June 28, 2010 9:44 am ET
On Sunday's political talk shows, Republicans were hard at work managing expectations for this week's Senate Judiciary Committee hearings on the Elena Kagan nomination. Senators Cornyn (TX), Graham (SC) and McCain (AZ) each pushed the false notion that Kagan banned military recruiters from Harvard Law School while she was Dean there. A number of Kagan's former students have defended her against such charges, and the fact is recruiters had access to the Harvard campus and Harvard Law students throughout Kagan's tenure. Elsewhere, Sen. Graham raised the red herring of Kagan's praise for an Israeli judge as a reason to oppose her nomination, and Sen. Cornyn reiterated the tired Republican lie that clean energy legislation will kill jobs.
SEN. MCCAIN: I'll tell you one thing I am disturbed about was her obvious steadfast and even zealous opposition to military recruiters, to the presence of military on the campus of the most prestigious university in the view of many in America, that's disturbing to me. [Meet the Press, 6/27/10]

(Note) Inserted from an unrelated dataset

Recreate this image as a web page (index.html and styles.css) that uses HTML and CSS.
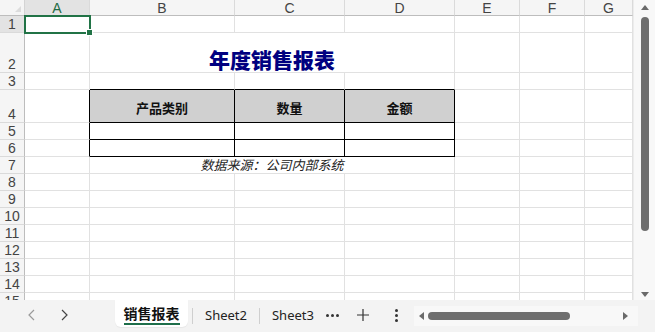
FILE: index.html
```html
<!DOCTYPE html>
<html>
<head>
<meta charset="utf-8">
<link rel="stylesheet" href="styles.css">
</head>
<body>
<div class="app">
  <div class="main">
    <div class="sheet">
      <div class="corner"><span class="tri"></span></div>
      <div class="ch sel">A</div><div class="ch">B</div><div class="ch">C</div><div class="ch">D</div><div class="ch">E</div><div class="ch">F</div><div class="ch">G</div>

      <div class="rh sel">1</div><div class="c active"></div><div class="c"></div><div class="c"></div><div class="c"></div><div class="c"></div><div class="c"></div><div class="c"></div>

      <div class="rh">2</div><div class="c"></div><div class="c title span3">年度销售报表</div><div class="c"></div><div class="c"></div><div class="c"></div>

      <div class="rh">3</div><div class="c"></div><div class="c bb"></div><div class="c bb"></div><div class="c bb"></div><div class="c"></div><div class="c"></div><div class="c"></div>

      <div class="rh">4</div><div class="c br"></div><div class="c tb th">产品类别</div><div class="c tb th">数量</div><div class="c tb th">金额</div><div class="c"></div><div class="c"></div><div class="c"></div>

      <div class="rh">5</div><div class="c br"></div><div class="c tb"></div><div class="c tb"></div><div class="c tb"></div><div class="c"></div><div class="c"></div><div class="c"></div>

      <div class="rh">6</div><div class="c br"></div><div class="c tb"></div><div class="c tb"></div><div class="c tb"></div><div class="c"></div><div class="c"></div><div class="c"></div>

      <div class="rh">7</div><div class="c"></div><div class="c note span3">数据来源：公司内部系统</div><div class="c"></div><div class="c"></div><div class="c"></div>

      <div class="rh">8</div><div class="c"></div><div class="c"></div><div class="c"></div><div class="c"></div><div class="c"></div><div class="c"></div><div class="c"></div>
      <div class="rh">9</div><div class="c"></div><div class="c"></div><div class="c"></div><div class="c"></div><div class="c"></div><div class="c"></div><div class="c"></div>
      <div class="rh">10</div><div class="c"></div><div class="c"></div><div class="c"></div><div class="c"></div><div class="c"></div><div class="c"></div><div class="c"></div>
      <div class="rh">11</div><div class="c"></div><div class="c"></div><div class="c"></div><div class="c"></div><div class="c"></div><div class="c"></div><div class="c"></div>
      <div class="rh">12</div><div class="c"></div><div class="c"></div><div class="c"></div><div class="c"></div><div class="c"></div><div class="c"></div><div class="c"></div>
      <div class="rh">13</div><div class="c"></div><div class="c"></div><div class="c"></div><div class="c"></div><div class="c"></div><div class="c"></div><div class="c"></div>
      <div class="rh">14</div><div class="c"></div><div class="c"></div><div class="c"></div><div class="c"></div><div class="c"></div><div class="c"></div><div class="c"></div>
      <div class="rh">15</div><div class="c"></div><div class="c"></div><div class="c"></div><div class="c"></div><div class="c"></div><div class="c"></div><div class="c"></div>
    </div>
    <div class="vscroll">
      <span class="arr up"></span>
      <div class="vthumb"></div>
      <span class="arr down"></span>
    </div>
  </div>
  <div class="bar">
    <div class="nav">
      <svg width="10" height="12" viewBox="0 0 10 12"><path d="M7 1 L2 6 L7 11" fill="none" stroke="#9a9a9a" stroke-width="1.2"/></svg>
      <svg width="10" height="12" viewBox="0 0 10 12"><path d="M3 1 L8 6 L3 11" fill="none" stroke="#444" stroke-width="1.2"/></svg>
    </div>
    <div class="tab on"><span>销售报表</span></div>
    <div class="sep sep1"></div>
    <div class="tab">Sheet2</div>
    <div class="sep"></div>
    <div class="tab">Sheet3</div>
    <div class="more"><i></i><i></i><i></i></div>
    <div class="plus">
      <svg width="14" height="14" viewBox="0 0 14 14"><path d="M7 1 V13 M1 7 H13" stroke="#333" stroke-width="1.2"/></svg>
    </div>
    <div class="kebab"><i></i><i></i><i></i></div>
    <div class="hscroll">
      <span class="harr left"></span>
      <div class="hthumb"></div>
      <span class="harr right"></span>
    </div>
  </div>
</div>
</body>
</html>
```

FILE: styles.css
```css
* { box-sizing: border-box; }
html, body { margin: 0; padding: 0; }
body {
  width: 655px;
  height: 332px;
  overflow: hidden;
  background: #fff;
  font-family: "Open Sans", "Noto Sans", "Noto Sans CJK SC", sans-serif;
}
.app {
  display: flex;
  flex-direction: column;
  height: 332px;
}
.main {
  display: flex;
  height: 300px;
  overflow: hidden;
}
.sheet {
  display: grid;
  grid-template-columns: 25px 65px 145px 110px 110px 65px 65px 48px;
  grid-template-rows: 16px 17px 40px 17px 33px repeat(10, 17px) 17px;
  width: 633px;
  height: 300px;
  overflow: hidden;
  align-content: start;
}
.corner {
  background: #f5f5f5;
  border-right: 1px solid #d4d4d4;
  border-bottom: 1px solid #bdbdbd;
  position: relative;
}
.corner .tri {
  position: absolute;
  right: 3px;
  bottom: 3px;
  width: 0; height: 0;
  border-left: 6px solid transparent;
  border-bottom: 6px solid #dcdcdc;
}
.ch {
  background: #f5f5f5;
  border-right: 1px solid #dadada;
  border-bottom: 1px solid #bdbdbd;
  font-family: "Liberation Sans", Arial, sans-serif;
  font-size: 14px;
  color: #444;
  display: flex;
  align-items: center;
  justify-content: center;
  line-height: 1;
}
.ch.sel { background: #e3e3e3; color: #1f6b45; }
.rh {
  background: #f5f5f5;
  border-right: 1px solid #bdbdbd;
  border-bottom: 1px solid #dadada;
  font-family: "Liberation Sans", Arial, sans-serif;
  font-size: 14px;
  color: #444;
  display: flex;
  align-items: flex-end;
  justify-content: center;
  padding-bottom: 1px;
  line-height: 1;
}
.rh.sel { background: #e3e3e3; }
.c {
  border-right: 1px solid #e1e1e1;
  border-bottom: 1px solid #e1e1e1;
  background: #fff;
}
.c.active {
  position: relative;
  border: none;
}
.c.active::after {
  content: "";
  position: absolute;
  left: -1px; top: -1px; right: -1px; bottom: -1px;
  border: 2px solid #217346;
}
.c.active::before {
  content: "";
  position: absolute;
  right: -3px; bottom: -3px;
  width: 5px; height: 5px;
  background: #217346;
  border: 1px solid #fff;
  z-index: 2;
}
.span3 { grid-column: span 3; }
.title {
  display: flex;
  align-items: flex-end;
  justify-content: center;
  font-family: "Noto Sans CJK SC", sans-serif;
  font-weight: 900;
  font-size: 21px;
  color: #000080;
  padding-bottom: 0px;
  line-height: 26px;
}
.bb { border-bottom-color: #000; }
.br { border-right-color: #000; }
.tb { border-right-color: #000; border-bottom-color: #000; }
.th {
  background: #d0d0d0;
  display: flex;
  align-items: flex-end;
  justify-content: center;
  font-family: "Noto Sans CJK SC", sans-serif;
  font-weight: 700;
  font-size: 13px;
  color: #111;
  padding-bottom: 6px;
  line-height: 16px;
}
.note {
  display: flex;
  align-items: center;
  justify-content: center;
  font-family: "Noto Sans CJK SC", sans-serif;
  font-style: italic;
  font-size: 13px;
  color: #222;
  line-height: 16px;
}
.vscroll {
  width: 22px;
  height: 300px;
  background: #f8f8f8;
  border-left: 1px solid #ececec;
  position: relative;
  display: flex;
  flex-direction: column;
  align-items: center;
}
.arr {
  width: 0; height: 0;
  border-left: 4px solid transparent;
  border-right: 4px solid transparent;
}
.arr.up { border-bottom: 5px solid #6a6a6a; margin-top: 5px; }
.arr.down { border-top: 5px solid #6a6a6a; margin-top: auto; margin-bottom: 3px; }
.vthumb {
  width: 8px;
  height: 214px;
  margin-top: 7px;
  background: #6e6e6e;
  border-radius: 4px;
}
.bar {
  height: 32px;
  background: #f3f3f3;
  display: flex;
  align-items: flex-start;
  font-family: "Noto Sans", "Noto Sans CJK SC", sans-serif;
  font-size: 13px;
  color: #222;
}
.nav {
  display: flex;
  gap: 22px;
  padding-left: 27px;
  width: 115px;
  height: 30px;
  align-items: center;
}
.tab {
  height: 30px;
  display: flex;
  align-items: center;
  padding: 0 12px;
  font-size: 13px;
  color: #222;
}
.tab.on {
  background: #fff;
  width: 73px;
  justify-content: center;
  padding: 0;
  border-radius: 0 0 6px 6px;
  height: 27px;
  box-shadow: 0 1px 1px rgba(0,0,0,0.05);
}
.tab.on span {
  font-family: "Noto Sans CJK SC", sans-serif;
  font-weight: 700;
  font-size: 14px;
  color: #111;
  border-bottom: 2px solid #1e6e4a;
  line-height: 17px;
  padding-bottom: 1px;
  margin-top: 2px;
}
.sep {
  width: 1px;
  height: 16px;
  background: #cfcfcf;
  margin-top: 8px;
}
.sep1 { margin-left: 4px; }
.more {
  display: flex;
  gap: 2px;
  align-items: center;
  height: 30px;
  width: 24px;
}
.more i { width: 3px; height: 3px; border-radius: 50%; background: #333; display: block; }
.plus {
  height: 30px;
  display: flex;
  align-items: center;
  margin-left: 6px;
}
.kebab {
  height: 30px;
  display: flex;
  flex-direction: column;
  justify-content: center;
  gap: 2px;
  margin-left: 25px;
}
.kebab i { width: 3px; height: 3px; border-radius: 50%; background: #333; display: block; }
.hscroll {
  margin-left: 16px;
  margin-top: 6px;
  width: 224px;
  height: 20px;
  background: #f8f8f8;
  display: flex;
  align-items: center;
  padding: 0 10px 0 5px;
}
.harr { width: 0; height: 0; border-top: 4px solid transparent; border-bottom: 4px solid transparent; }
.harr.left { border-right: 5px solid #6a6a6a; }
.harr.right { border-left: 5px solid #6a6a6a; margin-left: auto; }
.hthumb {
  width: 142px;
  height: 8px;
  background: #6e6e6e;
  border-radius: 4px;
  margin-left: 4px;
}
```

SEN. GRAHAM: And this policy at Harvard about not allowing military recruiters to come to the law school is gonna be problematic for most Americans. She's gonna have to explain that. But given everything that I know today, she is well qualified but she has a lot to answer for. [Fox News Sunday, 6/27/10]
SEN. CORNYN: We know that uh, on a number of areas of the hot-button issues of the day, she's been very much involved, in refusing military recruiters to come to Harvard, notwithstanding the fact that they received federal dollars and it violated the congressionally-passed Solomon amendment. [State of the Union, 6/27/10]
The Military Recruited On The Harvard Law School Campus, Including In Classrooms, Throughout Solicitor General Kagan's Tenure There. According to the National Journal:
Kagan did not "ban" military recruiters from the campus, as many critics have erroneously said. Before, during, and after her deanship in 2003-2008, the Harvard Law School Veterans Association provided military recruiters access to classrooms and other campus space for recruiting events, with the law school's approval.
Kagan did for a time deny the assistance of the law school's Office of Career Services to recruiters for the military and other interested employers (if any) that discriminate against gay people. That office helps employers schedule interviews and recruit students. It is not a place where they can meet. Most private employers interview students in nearby hotels.
The law school's policy did not prevent the military from recruiting law students who were interested in enlisting. Indeed, 18 went into the military during her tenure.
However inconvenient her policy may have been for some, Kagan never sought to prevent military recruiters from using classrooms or other campus space to meet students.
[National Journal, 5/15/10, emphasis added]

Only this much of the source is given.